• L'histoire du rail en Pays Gentiane

    Lors de l'établissement des premières voies ferrées dans le Massif Central, la partie centrale du département du Cantal était bien délaissée par le rail.

    Dès 1871, les parlementaires cantaliens réclamaient la réalisation d'un itinéraire de BORT à NEUSSARGUES par CONDAT et ALLANCHE. Mais ce n'est que vingt ans plus tard que le principe de cette ligne fut définitivement acquis. La déclaration d'utilité publique intervint en août 1892. A la même époque, une liaison FELLETIN -USSEL - BORT - NEUSSARGUES était étudiée. La liaison USSEL - BORT n’a jamais été réalisée vu les faibles bénéfices attendus. C'est peut-être dommage car si cette ligne avait emprunté un itinéraire autre que la vallée de la Dordogne, peut-être le "Parisien" continuerait-t-il à passer entre BORT et NEUSSARGUES.

    Les parlementaires ont certes agi pour que cette desserte voie le jour mais ce sont surtout les gros intérêts économiques qui ont été déterminants. Notamment le transport des vins du Languedoc vers Paris. C'est en effet, au cours du XIX° siècle que les Parisiens, qui, jusqu'alors, ne buvaient que du vin de leur région, virent apparaître les vins du Midi (la consommation de vin de la région parisienne a, paraît-il, été multipliée par 6 entre 1840 et 1900).

    Il est bon de rappeler, qu'à l'époque, la France ferroviaire était partagée en “réseaux”. Le Massif Central était desservi par le PARIS-ORLEANS (P.O.), le PARIS-LYON-MEDITERRANEE (PLM) et le MIDI. Il s'agissait là de compagnies privées qui cherchaient avant tout la rentabilité de leurs installations.

    Le transport du vin apportait à chaque réseau une ressource proportionnelle au nombre de kilomètres. C'est ainsi que la ligne BORT-NEUSSARGUES qui rejoignait la ligne MONTLUÇON -EYGURANDE-BORT (terminée en 1887) a été concédée au P.O. lequel espérait créer ainsi à travers le Massif Central la liaison Nord-Sud la plus courte.

    Compte tenu du relief, le tracé de cette ligne n'était pas évident. Trois projets ont été étudiés, le premier par CHAMPS, la Vallée de la Rhue, SAINT-AMANDIN, CONDAT, MARCENAT, LANDEYRAT et ALLANCHE. le second par VEBRET, MENET, RIOM, MARCHASTEL, LUGARDE, SAINT-BONNET et ALLANCHE, le troisième devait emprunter les vallées de la Rhue et de la Santoire pour aboutir à MURAT.

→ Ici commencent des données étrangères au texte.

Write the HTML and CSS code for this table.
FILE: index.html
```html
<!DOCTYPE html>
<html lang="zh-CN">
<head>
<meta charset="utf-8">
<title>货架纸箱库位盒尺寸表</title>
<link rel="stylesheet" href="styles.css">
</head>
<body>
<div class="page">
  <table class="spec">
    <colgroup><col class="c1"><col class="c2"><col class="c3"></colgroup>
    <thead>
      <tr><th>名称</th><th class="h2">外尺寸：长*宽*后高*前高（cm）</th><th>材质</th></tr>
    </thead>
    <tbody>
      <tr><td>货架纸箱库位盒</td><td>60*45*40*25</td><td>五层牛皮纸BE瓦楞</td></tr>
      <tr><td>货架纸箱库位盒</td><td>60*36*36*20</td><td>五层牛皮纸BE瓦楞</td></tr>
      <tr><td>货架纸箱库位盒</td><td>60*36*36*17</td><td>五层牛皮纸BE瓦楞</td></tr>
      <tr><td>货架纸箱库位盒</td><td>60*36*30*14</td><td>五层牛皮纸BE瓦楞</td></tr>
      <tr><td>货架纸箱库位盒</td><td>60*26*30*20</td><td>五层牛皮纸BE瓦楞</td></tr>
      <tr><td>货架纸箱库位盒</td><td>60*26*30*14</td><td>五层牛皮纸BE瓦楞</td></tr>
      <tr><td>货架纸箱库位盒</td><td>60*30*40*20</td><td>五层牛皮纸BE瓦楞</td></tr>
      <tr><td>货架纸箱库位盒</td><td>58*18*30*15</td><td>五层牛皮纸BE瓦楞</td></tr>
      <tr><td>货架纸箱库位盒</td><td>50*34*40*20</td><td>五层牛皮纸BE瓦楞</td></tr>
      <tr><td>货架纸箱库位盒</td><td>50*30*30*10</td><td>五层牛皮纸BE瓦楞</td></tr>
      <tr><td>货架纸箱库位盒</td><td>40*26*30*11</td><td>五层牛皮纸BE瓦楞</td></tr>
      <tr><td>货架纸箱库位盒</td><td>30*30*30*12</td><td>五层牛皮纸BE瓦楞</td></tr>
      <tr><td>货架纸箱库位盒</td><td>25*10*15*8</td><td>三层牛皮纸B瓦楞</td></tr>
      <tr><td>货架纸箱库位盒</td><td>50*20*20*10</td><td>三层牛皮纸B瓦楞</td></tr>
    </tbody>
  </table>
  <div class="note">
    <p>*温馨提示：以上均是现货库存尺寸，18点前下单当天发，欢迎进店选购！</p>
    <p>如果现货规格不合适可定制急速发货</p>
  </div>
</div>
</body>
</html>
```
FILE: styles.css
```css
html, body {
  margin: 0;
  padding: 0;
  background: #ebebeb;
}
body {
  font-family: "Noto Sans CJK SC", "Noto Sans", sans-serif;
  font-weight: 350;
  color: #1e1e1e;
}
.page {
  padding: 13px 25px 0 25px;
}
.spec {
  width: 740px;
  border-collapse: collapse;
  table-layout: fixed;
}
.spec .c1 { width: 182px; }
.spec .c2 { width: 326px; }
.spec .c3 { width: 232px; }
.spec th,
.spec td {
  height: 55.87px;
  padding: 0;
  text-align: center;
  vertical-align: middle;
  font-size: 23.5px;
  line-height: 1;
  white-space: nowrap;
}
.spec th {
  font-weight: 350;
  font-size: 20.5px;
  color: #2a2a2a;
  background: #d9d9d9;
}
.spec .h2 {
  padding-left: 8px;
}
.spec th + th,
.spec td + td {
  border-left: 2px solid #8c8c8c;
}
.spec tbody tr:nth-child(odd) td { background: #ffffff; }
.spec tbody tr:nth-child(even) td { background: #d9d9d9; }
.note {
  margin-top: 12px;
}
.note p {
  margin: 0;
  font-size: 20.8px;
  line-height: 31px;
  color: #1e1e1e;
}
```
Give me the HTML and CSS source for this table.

    A l’époque, les polémiques n’ont pas manqué, les langues allaient bon train et bien entendu, le tracé avait été choisi du fait de l’influence de telle ou telle personnalité, prétendue avoir le “poids nécessaire" pour intervenir auprès de l’état et de ses réseaux de chemins de fer. En fait, les études ont été dominées par le souci de distances courtes : le tracé adopté devra être inférieur à 75,17 km pour que BEZIERS-PARIS par BORT soit inférieur aux 804 km de l’itinéraire PLM par ARVANT. Le premier tracé de 74,43 km se rapprochant trop du kilométrage litigieux a été écarté au profit du second d’une longueur de 71,300 km.

    J’ai l'impression que le même phénomène se renouvelle au sujet du tracé de la nouvelle route BORT-RIOM-MURAT. Chacun ayant sa propre conviction que M. X ou M. Y a une influence prépondérante pour ce tracé. Il est rarement question ni de sa longueur, ni des difficultés techniques de réalisation.

    Les difficultés de construction n’ont pas manqué, la ligne étant tracée dans des vallées fort escarpées et escaladant des hauts plateaux. Les déclivités sont comprises entre 20 % et 30 %, la partie la plus difficile à ce point de vue est comprise entre la gare d’ANTIGNAC-VEBRET ET LE COL D'EMBESSE, séparées par une dénivellation de 352 m sur une distance de 12 km.

    La réalisation a exigé la construction de cinq viaducs importants dont celui de BARAJOL (entre RIOM et CONDAT) qui est un chef-d’oeuvre de maçonnerie, quatre tunnels et des courbes et rampes importantes. Il est évident que des conditions de vitesse étaient imposées aux conducteurs.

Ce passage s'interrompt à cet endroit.